When the month of April came that happened to be a positive month. I was given Clomid and told to take it the following week.  It just so happened we were scheduled to go to Mexico for a destination wedding that week.  Since my family had no idea we were seeking a fertility specialist or taking Clomid, it was not fun trying to hide to medicine and all its’ side effects that came with it.

Then the wait game…

Again…

And after the 2 weeks-wait, I took a pregnancy test and had 2 lines!

But I thought to myself, “Was it for real?”

Again so many emotions. I was not wanting to get too excited or attached, but wanting to have faith.

But praise God! I had a healthy pregnancy and a healthy boy on January 4, 2010.

I was still working on the relationship with God and asking the question, “Why did I have to go through this?” and “What do I do now for you, God?”

My journey showed me God has everything in His hands, in His timing. He knows what we need before we need it.  Looking back God had guided every step of my path, but I just wasn’t seeing it.  I needed His plan to break my plan for my life, to bring me closer to Him and my husband.

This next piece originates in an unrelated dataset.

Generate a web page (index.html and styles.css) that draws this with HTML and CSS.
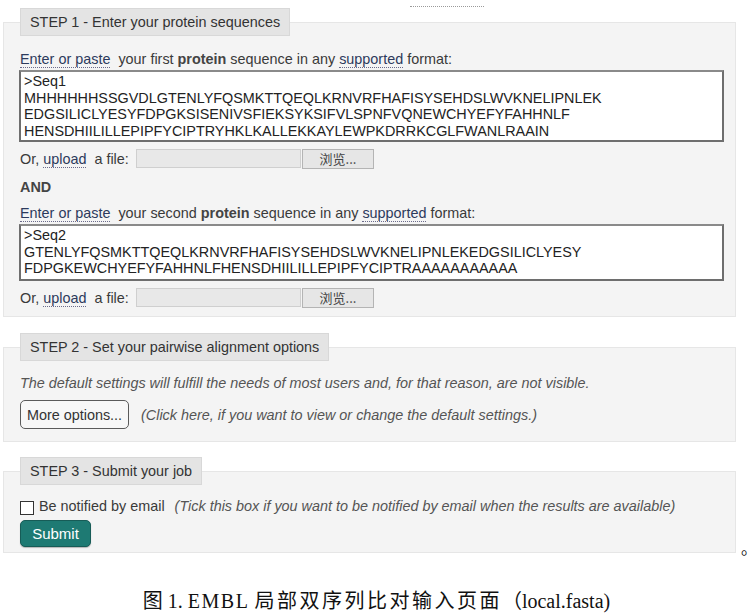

I started volunteering for the HOPE Christian Infertility Support group I participated in, in order to give back to the women who were struggling. I wanted to let them see there is another side of the story, but I was still very cautious with what I shared.  I

in 2011, Lesli asked for each volunteer on the team to take one month and teach/speak at the HOPE infertility support group meeting.  This was totally not my thing. I don’t get up in front of people and talk about me.  Yet that still small voice, the Holy Spirit said, “ Lacey tell Lesli you will do it and you will take September.”  I tried to leave the meeting without saying anything, but that still small voice got louder! But I thought to myself,  “September is the hardest month for me God. “ When I told Lesli I would speak it was if a weight was lifted off of me and I immediately felt peace.

On September 1, 2011 I stood before my infertility support group ladies and shared my testimony and two of my favorite songs.  That night I also shared the miracle God had blessed us with; baby #2 was on the way!  I was 10 ½ weeks pregnant and we had not even seen a fertility specialist or taken any medicine for this pregnancy.  God blessed us with a second son born on March 2, 2012. Becoming a mother at 33 and 35 instead of 30 and 32 was the best thing that ever happened to me.

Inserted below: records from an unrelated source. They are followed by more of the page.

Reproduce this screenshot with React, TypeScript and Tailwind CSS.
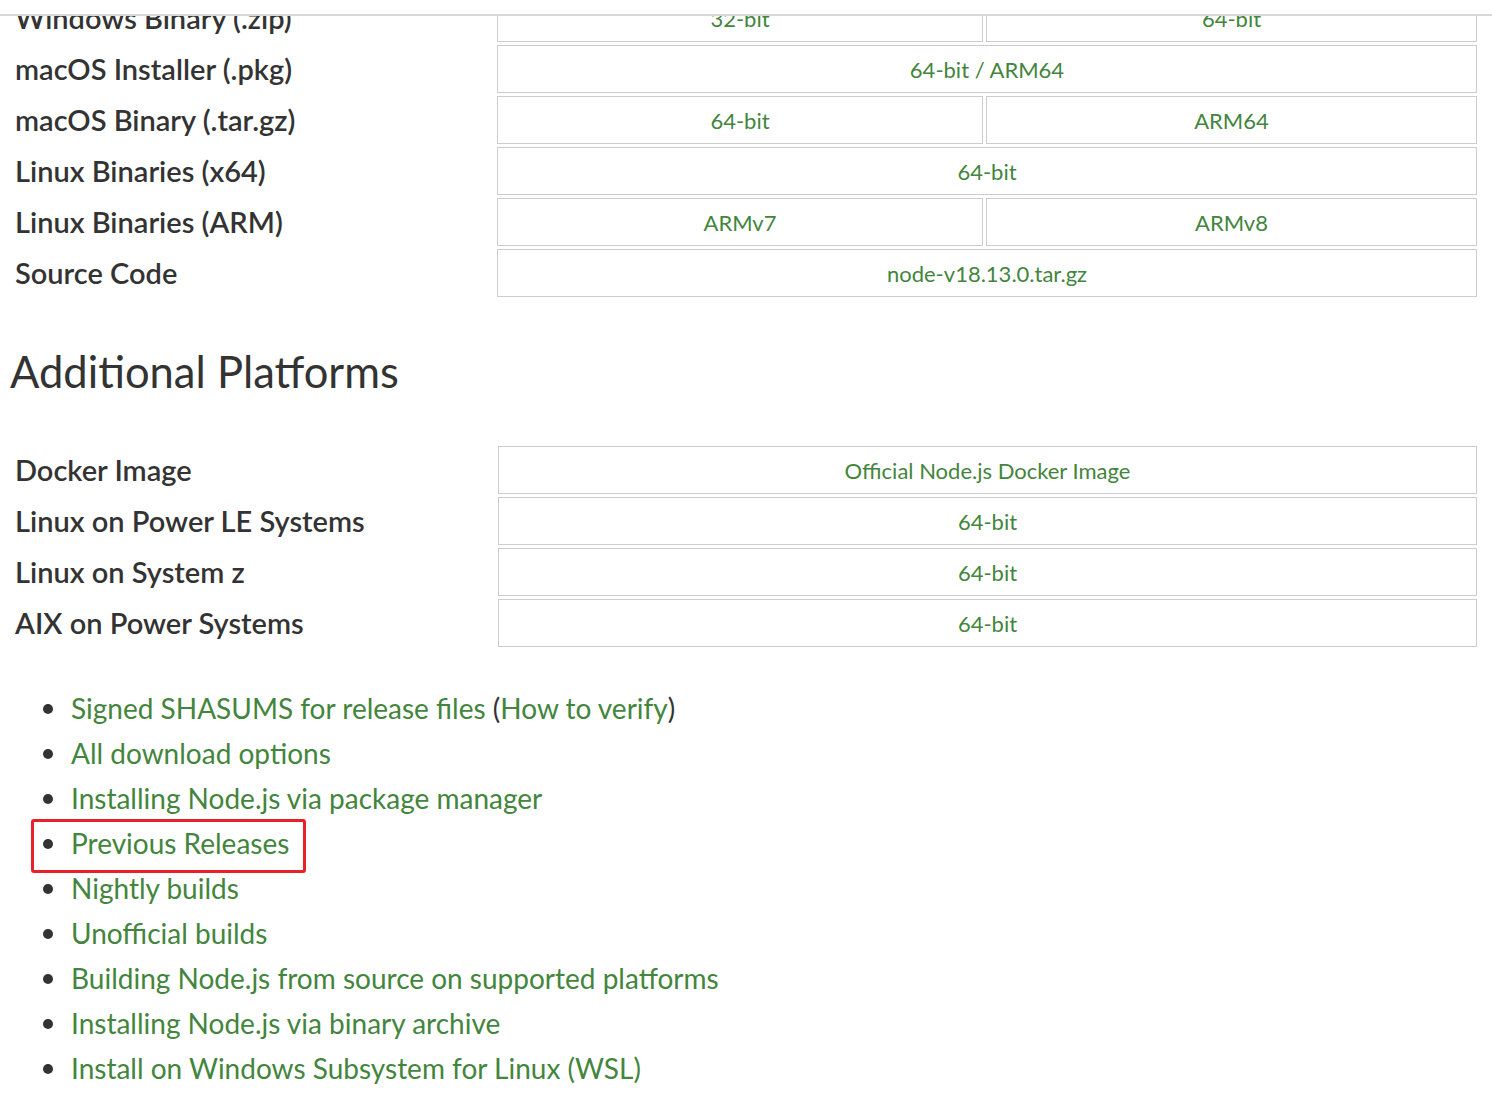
import React from "react";

type Cell = { text: string; w?: string };
type Row = { label: string; cells: Cell[] };

const rows1: Row[] = [
  { label: "Windows Binary (.zip)", cells: [{ text: "32-bit", w: "w-[486px]" }, { text: "64-bit" }] },
  { label: "macOS Installer (.pkg)", cells: [{ text: "64-bit / ARM64" }] },
  { label: "macOS Binary (.tar.gz)", cells: [{ text: "64-bit", w: "w-[486px]" }, { text: "ARM64" }] },
  { label: "Linux Binaries (x64)", cells: [{ text: "64-bit" }] },
  { label: "Linux Binaries (ARM)", cells: [{ text: "ARMv7", w: "w-[486px]" }, { text: "ARMv8" }] },
  { label: "Source Code", cells: [{ text: "node-v18.13.0.tar.gz" }] },
];

const rows2: Row[] = [
  { label: "Docker Image", cells: [{ text: "Official Node.js Docker Image" }] },
  { label: "Linux on Power LE Systems", cells: [{ text: "64-bit" }] },
  { label: "Linux on System z", cells: [{ text: "64-bit" }] },
  { label: "AIX on Power Systems", cells: [{ text: "64-bit" }] },
];

const links = [
  "All download options",
  "Installing Node.js via package manager",
  "Previous Releases",
  "Nightly builds",
  "Unofficial builds",
  "Building Node.js from source on supported platforms",
  "Installing Node.js via binary archive",
  "Install on Windows Subsystem for Linux (WSL)",
];

function DlTable({ rows, labelW }: { rows: Row[]; labelW: string }) {
  return (
    <div className="flex flex-col gap-[3px] pr-[15px]">
      {rows.map((r) => (
        <div key={r.label} className="flex h-[48px]">
          <div
            className={`${labelW} shrink-0 pl-[15px] flex items-center text-[29px] font-semibold text-[#333333]`}
          >
            {r.label}
          </div>
          <div className="flex-1 flex gap-[3px]">
            {r.cells.map((c, i) => (
              <div
                key={i}
                className={`${c.w ? c.w + " shrink-0" : "flex-1"} border border-[#cccccc] flex items-center justify-center text-[22px] text-[#43853d]`}
              >
                {c.text}
              </div>
            ))}
          </div>
        </div>
      ))}
    </div>
  );
}

function Bullet() {
  return <span className="w-[10px] h-[10px] rounded-full bg-[#333333] shrink-0 mr-[18px]" />;
}

export default function App() {
  return (
    <div className="w-[1492px] h-[1095px] bg-white overflow-hidden font-['Lato','Liberation_Sans',sans-serif]">
      <div className="h-[16px] border-b-2 border-[#d8d8d8] bg-white" />
      <div className="overflow-hidden">
        <div className="-mt-[22px]">
          <DlTable rows={rows1} labelW="w-[497px]" />
          <h2 className="mt-[44px] ml-[10px] h-[60px] leading-[60px] text-[43.5px] font-normal text-[#333333]">
            Additional Platforms
          </h2>
          <div className="mt-[45px]">
            <DlTable rows={rows2} labelW="w-[498px]" />
          </div>
          <ul className="mt-[39px] pl-[43px] flex flex-col">
            <li className="h-[45px] flex items-center text-[28px] leading-[45px]">
              <Bullet />
              <span className="text-[#43853d]">Signed SHASUMS for release files</span>
              <span className="text-[#333333] whitespace-pre"> (</span>
              <span className="text-[#43853d]">How to verify</span>
              <span className="text-[#333333]">)</span>
            </li>
            {links.map((l) => (
              <li key={l} className="h-[45px] flex items-center text-[28px] leading-[45px]">
                <div className="relative flex items-center">
                  {l === "Previous Releases" && (
                    <span className="absolute -left-[12px] -right-[17px] -top-[2px] -bottom-[7px] border-[3px] border-[#e8202a] rounded-[3px]" />
                  )}
                  <Bullet />
                  <span className="text-[#43853d]">{l}</span>
                </div>
              </li>
            ))}
          </ul>
        </div>
      </div>
    </div>
  );
}
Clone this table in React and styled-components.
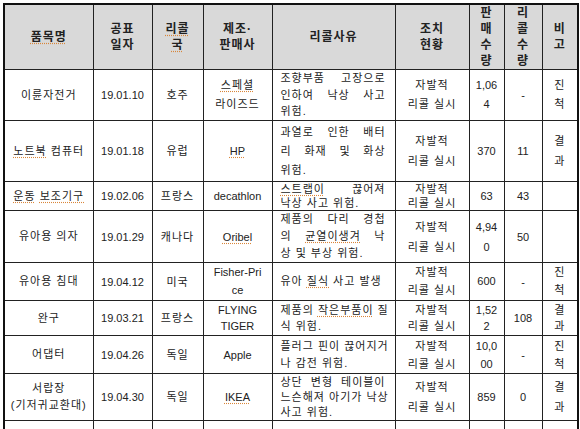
import React from "react";
import styled, { createGlobalStyle } from "styled-components";

const GlobalStyle = createGlobalStyle`
  html, body { margin: 0; padding: 0; background: #fff; }
  body { font-family: "Liberation Sans", "Noto Sans CJK KR", sans-serif; }
`;

const Page = styled.div`
  padding: 3px 0 0 3px;
  width: 580px;
  height: 429px;
  overflow: hidden;
  box-sizing: border-box;
`;

const Table = styled.table`
  border-collapse: collapse;
  table-layout: fixed;
  width: 574px;
  border: 2px solid #111;
  color: #222;
`;

const Head = styled.th`
  background: #d9d9d9;
  border: 1px solid #222;
  font-size: 12px;
  font-weight: bold;
  letter-spacing: 1px;
  line-height: 16px;
  text-align: center;
  padding: 0;
  height: 63px;
`;

const Cell = styled.td`
  border: 1px solid #222;
  font-size: 11px;
  letter-spacing: ${(p) => (p.$latin ? "0" : "1px")};
  line-height: ${(p) => p.$lh || 16}px;
  text-align: ${(p) => (p.$left ? "left" : "center")};
  padding: ${(p) => (p.$left ? "0 9px 0 8px" : "0")};
  height: ${(p) => p.$h}px;
  vertical-align: middle;
  white-space: nowrap;
  overflow: hidden;
`;

const Line = styled.span`
  display: block;
  text-align: ${(p) => (p.$full ? "justify" : "left")};
  text-align-last: ${(p) => (p.$full ? "justify" : "left")};
`;

const Mark = styled.span`
  text-decoration: underline dotted #d9863a;
  text-underline-offset: 2px;
`;

const cols = [89, 59, 51, 69, 123, 74, 35, 38, 36];

const split = (s) =>
  s.split("\n").map((t, i, a) => (
    <React.Fragment key={i}>
      {t}
      {i < a.length - 1 && <br />}
    </React.Fragment>
  ));

// h: row height, lh: line height of the reason text, lh2: line height of two-line cells
const rows = [
  {
    h: 50, lh: 16.5, lh2: 19,
    name: "이륜자전거", date: "19.01.10", nation: "호주",
    maker: <><Mark>스페셜</Mark><br />라이즈드</>, makerLatin: false,
    reason: [["조향부품 고장으로", 1], ["인하여 낙상 사고", 1], ["위험.", 0]],
    sold: "1,06\n4", recall: "-", note: "진\n척",
  },
  {
    h: 60, lh: 19, lh2: 20,
    name: <><Mark>노트북</Mark> 컴퓨터</>, date: "19.01.18", nation: "유럽",
    maker: <Mark>HP</Mark>, makerLatin: true,
    reason: [["과열로 인한 배터", 1], ["리 화재 및 화상", 1], ["위험.", 0]],
    sold: "370", recall: "11", note: "결\n과",
  },
  {
    h: 28, lh: 14, lh2: 14,
    name: <><Mark>운동</Mark> <Mark>보조기구</Mark></>, date: "19.02.06", nation: "프랑스",
    maker: "decathlon", makerLatin: true,
    reason: [[<><Mark>스트랩이</Mark> 끊어져</>, 1], ["낙상 사고 위험.", 0]],
    sold: "63", recall: "43", note: "",
  },
  {
    h: 51, lh: 17, lh2: 20,
    name: "유아용 의자", date: "19.01.29", nation: "캐나다",
    maker: <Mark>Oribel</Mark>, makerLatin: true,
    reason: [["제품의 다리 경첩", 1], [<>의 <Mark>균열이생겨</Mark> 낙</>, 1], ["상 및 부상 위험.", 0]],
    sold: "4,94\n0", recall: "50", note: "",
  },
  {
    h: 37, lh: 17, lh2: 17.5,
    name: "유아용 침대", date: "19.04.12", nation: "미국",
    maker: "Fisher-Pri\nce", makerLatin: true,
    reason: [[<>유아 <Mark>질식</Mark> 사고 발생</>, 0]],
    sold: "600", recall: "-", note: "진\n척",
  },
  {
    h: 34, lh: 16.5, lh2: 16.5,
    name: "완구", date: "19.03.21", nation: "프랑스",
    maker: "FLYING\nTIGER", makerLatin: true,
    reason: [[<>제품의 <Mark>작은부품이</Mark> 질</>, 1], ["식 위험.", 0]],
    sold: "1,52\n2", recall: "108", note: "결\n과",
  },
  {
    h: 37, lh: 17, lh2: 18,
    name: "어댑터", date: "19.04.26", nation: "독일",
    maker: "Apple", makerLatin: true,
    reason: [["플러그 핀이 끊어지거", 1], ["나 감전 위험.", 0]],
    sold: "10,0\n00", recall: "-", note: "진\n척",
  },
  {
    h: 46, lh: 15, lh2: 20,
    name: "서랍장\n(기저귀교환대)", date: "19.04.30", nation: "독일",
    maker: <Mark>IKEA</Mark>, makerLatin: true,
    reason: [["상단 변형 테이블이", 1], ["느슨해져 아기가 낙상", 1], ["사고 위험.", 0]],
    sold: "859", recall: "0", note: "결\n과",
  },
];

const text = (v) => (typeof v === "string" ? split(v) : v);

export default function App() {
  return (
    <Page>
      <GlobalStyle />
      <Table>
        <colgroup>
          {cols.map((w, i) => (
            <col key={i} style={{ width: w }} />
          ))}
        </colgroup>
        <thead>
          <tr>
            <Head><Mark>품목명</Mark></Head>
            <Head>공표<br />일자</Head>
            <Head><Mark>리콜</Mark><br /><Mark>국</Mark></Head>
            <Head>제조·<br />판매사</Head>
            <Head>리콜사유</Head>
            <Head>조치<br />현황</Head>
            <Head>판<br />매<br />수<br />량</Head>
            <Head>리<br />콜<br />수<br />량</Head>
            <Head>비<br />고</Head>
          </tr>
        </thead>
        <tbody>
          {rows.map((r, i) => (
            <tr key={i}>
              <Cell $h={r.h} $lh={Math.min(r.lh2, 17)}>{text(r.name)}</Cell>
              <Cell $h={r.h} $latin>{r.date}</Cell>
              <Cell $h={r.h}>{r.nation}</Cell>
              <Cell $h={r.h} $lh={r.lh2} $latin={r.makerLatin}>{text(r.maker)}</Cell>
              <Cell $h={r.h} $lh={r.lh} $left>
                {r.reason.map(([t, full], j) => (
                  <Line key={j} $full={!!full}>{t}</Line>
                ))}
              </Cell>
              <Cell $h={r.h} $lh={r.lh2}>자발적<br />리콜 실시</Cell>
              <Cell $h={r.h} $lh={r.lh2} $latin>{split(r.sold)}</Cell>
              <Cell $h={r.h} $latin>{r.recall}</Cell>
              <Cell $h={r.h} $lh={r.lh2}>{split(r.note)}</Cell>
            </tr>
          ))}
          <tr>
            {cols.map((_, i) => (
              <Cell key={i} $h={20}></Cell>
            ))}
          </tr>
        </tbody>
      </Table>
    </Page>
  );
}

I gave up on my plan for the plan of God.

If I could offer you one tip, it would be this: Find things that will encourage you and do it Even it if seems silly to others.  I printed sayings, scriptures and words to songs and posted them all over the house.  Yes, in in my fridge.

Here are a some of my favorite scriptures:

“Trust the Lord with all your heart.  Don’t depend on your own understanding.  Remember the Lord in everything you do.  And he will give you success.”  Proverbs 3:5-6

“We know that in everything God works for the good of those who love him.  They are the people God called, because that was his plan.”  Romans 8:28

“My God will use his wonderful riches in Christ Jesus to give you everything you need.”  Philippians 4:19

“God did not give us a spirit that makes us afraid.  He gave us a spirit of power and love and self-control.”  2 Timothy 1:7

Here are a few of my favorite songs:

God of this City – Chris Tomlin

Praise you in this Storm – Casting Crowns

Strong Enough – Matthew West

Whom Shall I Fear – Chris Tomlin

I pray not only will these scriptures and songs encourage you, but my story as well. Dealing with PCOS is not fun; it takes a toll on your body and takes a toll on your marriage, and your relationship with Christ. But God…He is faithful to lead us down His plan for a family, once we lay down our plans.

If He did it for me, He can do it for you! Be encouraged.